## STORED ROWS
============================================================

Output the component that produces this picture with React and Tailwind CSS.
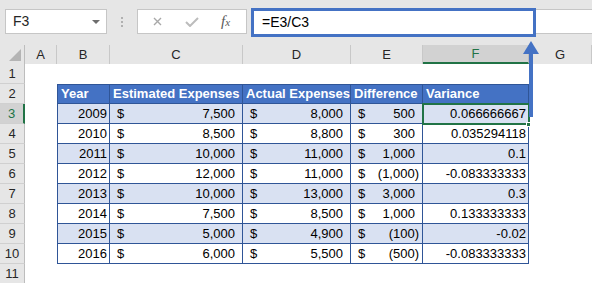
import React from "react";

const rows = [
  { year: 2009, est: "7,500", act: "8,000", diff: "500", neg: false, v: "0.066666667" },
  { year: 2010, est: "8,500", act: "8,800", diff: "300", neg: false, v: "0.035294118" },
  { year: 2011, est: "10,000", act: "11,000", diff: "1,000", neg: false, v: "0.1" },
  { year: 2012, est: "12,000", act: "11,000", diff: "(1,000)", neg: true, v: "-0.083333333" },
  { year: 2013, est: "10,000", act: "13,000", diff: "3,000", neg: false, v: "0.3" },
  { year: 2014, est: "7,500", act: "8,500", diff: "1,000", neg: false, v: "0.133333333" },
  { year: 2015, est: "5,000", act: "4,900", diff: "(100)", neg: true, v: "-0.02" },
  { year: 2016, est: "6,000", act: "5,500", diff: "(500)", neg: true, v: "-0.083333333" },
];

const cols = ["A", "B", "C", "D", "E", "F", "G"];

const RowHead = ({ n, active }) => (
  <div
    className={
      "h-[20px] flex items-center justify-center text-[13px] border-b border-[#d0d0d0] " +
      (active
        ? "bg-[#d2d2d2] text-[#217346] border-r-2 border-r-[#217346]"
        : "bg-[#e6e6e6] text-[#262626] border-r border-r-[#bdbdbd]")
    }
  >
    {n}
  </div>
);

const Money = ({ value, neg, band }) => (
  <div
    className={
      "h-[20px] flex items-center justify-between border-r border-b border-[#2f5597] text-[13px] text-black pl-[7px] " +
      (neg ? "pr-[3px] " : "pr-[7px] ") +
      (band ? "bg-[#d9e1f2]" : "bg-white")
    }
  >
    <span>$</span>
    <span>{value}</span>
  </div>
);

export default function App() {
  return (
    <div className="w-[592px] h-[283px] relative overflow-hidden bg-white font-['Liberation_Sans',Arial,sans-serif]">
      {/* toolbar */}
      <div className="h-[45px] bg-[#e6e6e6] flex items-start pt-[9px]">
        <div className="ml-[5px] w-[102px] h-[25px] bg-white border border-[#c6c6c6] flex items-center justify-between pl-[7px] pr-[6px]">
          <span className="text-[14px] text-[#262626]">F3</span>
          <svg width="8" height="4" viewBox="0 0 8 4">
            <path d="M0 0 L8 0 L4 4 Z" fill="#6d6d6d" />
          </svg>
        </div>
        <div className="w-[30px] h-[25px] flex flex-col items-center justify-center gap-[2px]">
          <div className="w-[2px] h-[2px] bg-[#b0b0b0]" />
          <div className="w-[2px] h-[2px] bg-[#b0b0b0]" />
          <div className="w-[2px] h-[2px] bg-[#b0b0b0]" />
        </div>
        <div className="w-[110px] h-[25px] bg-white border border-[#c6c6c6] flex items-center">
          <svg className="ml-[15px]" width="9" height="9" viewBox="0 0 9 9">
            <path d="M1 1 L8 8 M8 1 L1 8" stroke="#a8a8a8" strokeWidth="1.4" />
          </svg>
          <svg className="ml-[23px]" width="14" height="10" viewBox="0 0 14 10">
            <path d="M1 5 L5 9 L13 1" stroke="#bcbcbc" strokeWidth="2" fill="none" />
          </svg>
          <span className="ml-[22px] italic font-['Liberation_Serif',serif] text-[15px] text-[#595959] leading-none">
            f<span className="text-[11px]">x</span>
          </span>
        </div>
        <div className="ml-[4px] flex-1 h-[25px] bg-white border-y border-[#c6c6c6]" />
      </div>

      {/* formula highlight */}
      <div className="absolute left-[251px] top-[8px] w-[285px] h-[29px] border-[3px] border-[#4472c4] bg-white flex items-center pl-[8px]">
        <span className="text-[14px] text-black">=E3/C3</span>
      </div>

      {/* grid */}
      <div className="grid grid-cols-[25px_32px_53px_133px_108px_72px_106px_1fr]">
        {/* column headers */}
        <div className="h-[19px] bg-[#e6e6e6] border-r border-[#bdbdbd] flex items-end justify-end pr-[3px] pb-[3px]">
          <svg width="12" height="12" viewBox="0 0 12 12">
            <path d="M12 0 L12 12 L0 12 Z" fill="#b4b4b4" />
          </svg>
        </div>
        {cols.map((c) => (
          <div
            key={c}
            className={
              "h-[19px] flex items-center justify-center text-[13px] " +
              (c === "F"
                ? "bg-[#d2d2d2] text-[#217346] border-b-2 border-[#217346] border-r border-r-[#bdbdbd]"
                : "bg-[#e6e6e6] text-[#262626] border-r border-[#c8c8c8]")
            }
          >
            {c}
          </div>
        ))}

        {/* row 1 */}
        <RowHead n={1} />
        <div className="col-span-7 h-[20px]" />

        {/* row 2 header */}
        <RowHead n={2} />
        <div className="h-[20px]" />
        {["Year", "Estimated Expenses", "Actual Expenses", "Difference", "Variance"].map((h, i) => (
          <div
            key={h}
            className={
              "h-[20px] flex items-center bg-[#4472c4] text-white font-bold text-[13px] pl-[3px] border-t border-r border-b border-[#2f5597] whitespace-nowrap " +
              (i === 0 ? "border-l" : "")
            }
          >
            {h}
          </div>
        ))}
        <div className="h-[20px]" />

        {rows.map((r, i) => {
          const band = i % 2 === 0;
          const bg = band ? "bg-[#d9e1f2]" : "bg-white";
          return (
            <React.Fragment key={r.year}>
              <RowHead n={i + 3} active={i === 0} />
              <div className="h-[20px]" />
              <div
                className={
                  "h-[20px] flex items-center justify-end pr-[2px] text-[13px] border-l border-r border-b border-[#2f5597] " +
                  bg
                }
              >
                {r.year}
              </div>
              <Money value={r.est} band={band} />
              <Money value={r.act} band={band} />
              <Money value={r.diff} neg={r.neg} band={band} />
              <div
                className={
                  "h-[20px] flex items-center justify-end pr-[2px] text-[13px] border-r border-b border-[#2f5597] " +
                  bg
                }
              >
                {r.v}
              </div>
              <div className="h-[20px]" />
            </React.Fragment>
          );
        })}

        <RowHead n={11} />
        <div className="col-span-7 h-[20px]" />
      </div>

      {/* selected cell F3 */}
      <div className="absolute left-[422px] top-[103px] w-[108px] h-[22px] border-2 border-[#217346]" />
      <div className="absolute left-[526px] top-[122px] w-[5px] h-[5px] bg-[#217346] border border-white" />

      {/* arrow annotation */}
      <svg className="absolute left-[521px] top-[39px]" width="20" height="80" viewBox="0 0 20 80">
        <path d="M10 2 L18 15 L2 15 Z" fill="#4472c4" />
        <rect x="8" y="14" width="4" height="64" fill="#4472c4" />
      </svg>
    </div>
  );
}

============================================================

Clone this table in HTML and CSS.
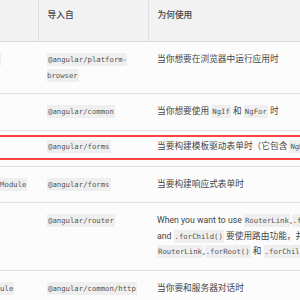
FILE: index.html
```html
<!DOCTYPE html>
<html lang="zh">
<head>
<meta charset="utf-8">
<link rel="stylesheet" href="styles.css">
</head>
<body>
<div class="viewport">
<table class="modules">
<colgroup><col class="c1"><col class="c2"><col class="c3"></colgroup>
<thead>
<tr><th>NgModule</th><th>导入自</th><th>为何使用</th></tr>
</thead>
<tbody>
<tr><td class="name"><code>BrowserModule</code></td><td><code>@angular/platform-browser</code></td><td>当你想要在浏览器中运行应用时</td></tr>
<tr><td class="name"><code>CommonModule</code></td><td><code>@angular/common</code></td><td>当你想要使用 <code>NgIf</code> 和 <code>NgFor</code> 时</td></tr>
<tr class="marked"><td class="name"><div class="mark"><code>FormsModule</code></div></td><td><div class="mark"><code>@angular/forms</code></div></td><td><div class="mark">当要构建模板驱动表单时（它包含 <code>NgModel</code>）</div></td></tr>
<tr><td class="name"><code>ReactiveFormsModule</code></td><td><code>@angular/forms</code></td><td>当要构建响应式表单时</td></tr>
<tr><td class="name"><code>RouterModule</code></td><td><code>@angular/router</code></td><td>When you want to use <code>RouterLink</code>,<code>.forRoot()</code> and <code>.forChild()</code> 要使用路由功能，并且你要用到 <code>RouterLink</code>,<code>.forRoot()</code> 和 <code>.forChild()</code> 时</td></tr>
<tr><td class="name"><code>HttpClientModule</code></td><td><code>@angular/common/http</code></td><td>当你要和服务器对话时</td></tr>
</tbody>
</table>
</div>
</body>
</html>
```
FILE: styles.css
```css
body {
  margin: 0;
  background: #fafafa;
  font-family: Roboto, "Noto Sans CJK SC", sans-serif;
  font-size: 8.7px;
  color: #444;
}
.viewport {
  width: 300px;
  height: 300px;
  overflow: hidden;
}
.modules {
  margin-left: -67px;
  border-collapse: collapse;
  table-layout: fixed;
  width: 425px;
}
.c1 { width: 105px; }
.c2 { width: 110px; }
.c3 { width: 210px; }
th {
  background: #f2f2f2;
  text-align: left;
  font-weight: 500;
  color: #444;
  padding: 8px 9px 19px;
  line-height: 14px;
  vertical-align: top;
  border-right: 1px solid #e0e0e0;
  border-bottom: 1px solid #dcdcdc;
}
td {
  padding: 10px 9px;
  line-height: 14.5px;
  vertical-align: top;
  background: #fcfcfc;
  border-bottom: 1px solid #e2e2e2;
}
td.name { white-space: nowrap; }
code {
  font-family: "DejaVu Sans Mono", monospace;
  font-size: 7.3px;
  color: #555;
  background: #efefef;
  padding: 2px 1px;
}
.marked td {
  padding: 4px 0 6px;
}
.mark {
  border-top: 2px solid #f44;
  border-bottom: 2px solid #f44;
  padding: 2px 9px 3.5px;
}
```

============================================================

## WORK TO DO
Write out again exactly the lines above from the one with "Output the component" through the one with "import React from", adding no other lines and no pictures.

## RESULT
Output the component that produces this picture with React and Tailwind CSS.
import React from "react";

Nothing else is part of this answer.